By District Energy posted 05-21-2025 12:51

  

Bloomberg

Summary

By pairing computer processing facilities with district heating systems, countries like Finland and Sweden are trying to limit their environmental downsides.

When Finnish engineer Ari Kurvi takes a hot shower or turns up the thermostat in his apartment, he’s tapping into waste heat generated by a 75-megawatt data center 5 kilometers away. As its computer servers churn through terabytes of digital information to support video calls, car navigation systems and web searches, an elaborate system of pipes and pumps harvests the cast-off energy and feeds it to homes in the town of Mantsala in southern Finland.

Since it began operation about a decade ago, the data center has provided heat for the town. Last year, it heated the equivalent of 2,500 homes, about two-thirds of Mantsala’s needs, cutting energy costs for residents and helping to blunt the environmental downsides associated with power-hungry computing infrastructure. Some of the world’s biggest tech companies are now embracing heat recovery from data centers in an effort to become more sustainable.
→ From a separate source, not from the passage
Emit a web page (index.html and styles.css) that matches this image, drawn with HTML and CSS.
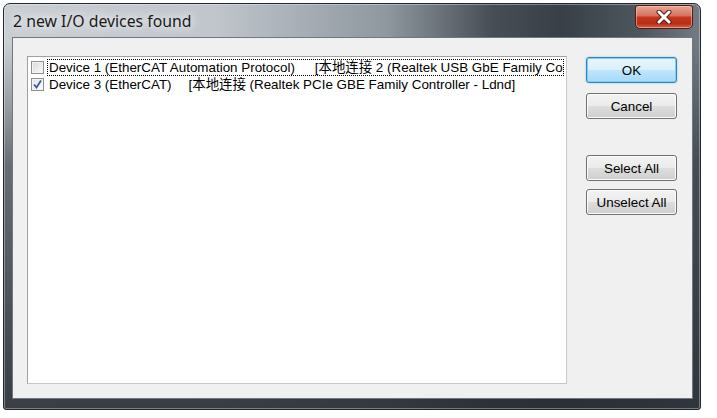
FILE: index.html
```html
<!DOCTYPE html>
<html lang="en">
<head>
    <meta charset="UTF-8">
    <title>2 new I/O devices found</title>
    <link rel="stylesheet" href="styles.css">
</head>
<body>
    <div class="window">
        <div class="titlebar">
            <span class="title">2 new I/O devices found</span>
            <button class="close" title="Close">
                <svg width="16" height="14" viewBox="0 0 16 14">
                    <path d="M3 2 L13 12 M13 2 L3 12" stroke="#5a1c12" stroke-width="5" stroke-linecap="round"/>
                    <path d="M3 2 L13 12 M13 2 L3 12" stroke="#ffffff" stroke-width="3" stroke-linecap="round"/>
                </svg>
            </button>
        </div>

        <div class="client">
            <div class="listbox">
                <div class="item">
                    <span class="check"></span>
                    <span class="label focused">
                        <span class="name">Device 1 (EtherCAT Automation Protocol)</span><span class="adapter">[本地连接 2 (Realtek USB GbE Family Controller)]</span>
                    </span>
                </div>
                <div class="item">
                    <span class="check checked">
                        <svg width="9" height="9" viewBox="0 0 9 9">
                            <path d="M1 4.5 L3.5 7.5 L8 0.5" fill="none" stroke="#3c5a9a" stroke-width="1.8"/>
                        </svg>
                    </span>
                    <span class="label">
                        <span class="name">Device 3 (EtherCAT)</span><span class="adapter short">[本地连接 (Realtek PCIe GBE Family Controller - Ldnd]</span>
                    </span>
                </div>
            </div>

            <div class="buttons">
                <button class="btn default">OK</button>
                <button class="btn cancel">Cancel</button>
                <button class="btn select">Select All</button>
                <button class="btn unselect">Unselect All</button>
            </div>
        </div>
    </div>
</body>
</html>
```

FILE: styles.css
```css
body {
    margin: 0;
    background-color: white;
    font-family: "Liberation Sans", Arial, "Noto Sans CJK SC", sans-serif;
}

.window {
    box-sizing: border-box;
    width: 698px;
    height: 407px;
    margin: 3px;
    padding: 0 7px 10px 8px;
    display: flex;
    flex-direction: column;
    border: 1px solid #20262c;
    border-radius: 7px 7px 3px 3px;
    background:
        linear-gradient(to bottom, rgba(40, 46, 52, 0) 0, rgba(40, 46, 52, 0) 40px, rgba(40, 46, 52, 0.6) 160px, rgba(40, 46, 52, 0.9) 100%),
        linear-gradient(to right, #c9ced3 0%, #c0c6cc 30%, #8f979f 55%, #474e56 70%, #383f46 80%, #4f5860 92%, #737c84 100%);
    box-shadow: inset 0 0 0 1px rgba(255, 255, 255, 0.35);
}

/* Title bar */
.titlebar {
    height: 33px;
    display: flex;
    justify-content: space-between;
    align-items: flex-start;
}

.title {
    margin: 6px 0 0 1px;
    font-family: "Noto Sans", "Open Sans", sans-serif;
    font-size: 15.8px;
    color: #1a1a1a;
    text-shadow: 0 0 8px #ffffff, 0 0 14px rgba(255, 255, 255, 0.9);
}

.close {
    width: 58px;
    height: 24px;
    margin-top: 1px;
    padding: 0;
    display: flex;
    align-items: center;
    justify-content: center;
    border: 1px solid #4a1d16;
    border-radius: 3px 3px 5px 5px;
    background: linear-gradient(to bottom, #e8a594 0%, #d8715f 45%, #c5381e 50%, #b82d15 80%, #d8604a 100%);
    box-shadow: inset 0 0 0 1px rgba(255, 210, 200, 0.5);
}

/* Client area */
.client {
    flex: 1;
    display: flex;
    align-items: flex-start;
    padding: 18px 0 0 14px;
    border: 1px solid #6f7882;
    background-color: #f0f0f0;
}

.listbox {
    box-sizing: border-box;
    width: 540px;
    height: 328px;
    padding: 2px 2px 0 3px;
    border: 1px solid #a0a0a0;
    border-right-color: #c8c8c8;
    border-bottom-color: #c8c8c8;
    background-color: white;
    overflow: hidden;
    font-size: 13.4px;
}

.item {
    height: 17px;
    display: flex;
    align-items: center;
    white-space: nowrap;
}

.check {
    box-sizing: border-box;
    flex: none;
    width: 13px;
    height: 13px;
    display: flex;
    align-items: center;
    justify-content: center;
    border: 1px solid #8e8f8f;
    background: linear-gradient(135deg, #d6d6d6 0%, #e9e9e9 50%, #fafafa 100%);
    box-shadow: inset 0 0 0 1px #f4f4f4;
}

.check.checked {
    background: linear-gradient(135deg, #dfe4ee 0%, #f1f3f7 60%, #ffffff 100%);
}

.label {
    flex: 1;
    height: 17px;
    box-sizing: border-box;
    margin-left: 3px;
    padding: 0 0 0 1px;
    border: 1px solid transparent;
    overflow: hidden;
    line-height: 15px;
    color: #000;
}

.label.focused {
    border: 1px dotted #000;
}

.adapter {
    margin-left: 20px;
}

.adapter.short {
    margin-left: 17px;
}

/* Buttons */
.buttons {
    display: flex;
    flex-direction: column;
    margin: 1px 0 0 19px;
}

.btn {
    width: 91px;
    height: 26px;
    padding: 0;
    border: 1px solid #707070;
    border-radius: 3px;
    background: linear-gradient(to bottom, #f2f2f2 0%, #ebebeb 50%, #dddddd 51%, #cfcfcf 100%);
    box-shadow: inset 0 0 0 1px #fcfcfc;
    font-family: "Liberation Sans", Arial, sans-serif;
    font-size: 13.4px;
    color: #000;
}

.btn.default {
    border-color: #3c7fb1;
    background: linear-gradient(to bottom, #eaf6fd 0%, #d9f0fc 50%, #bee6fd 51%, #a7d9f5 100%);
    box-shadow: inset 0 0 0 1px #7fd0f4, 0 0 2px #6cc4ef;
}

.btn.cancel {
    margin-top: 10px;
}

.btn.select {
    margin-top: 36px;
}

.btn.unselect {
    margin-top: 8px;
}
```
But the real value of the region is found underground, in the tens of thousands of miles of insulated pipes that snake beneath homes and offices. Many towns and cities in Finland rely on district energy systems, in which a central generation plant distributes steam or superheated water to individual buildings, campuses or whole neighborhoods. It’s a principle that dates back to ancient Rome, but the first commercial systems emerged in the 19th century; hundreds of cities in North America, including New York CityBoston and Philadelphia, have “steam districts” in active use. (They’re the source of those evocative plumes of vapor that billow up from city streets, often after rainfalls.) District energy is common in Europe and Asia as well.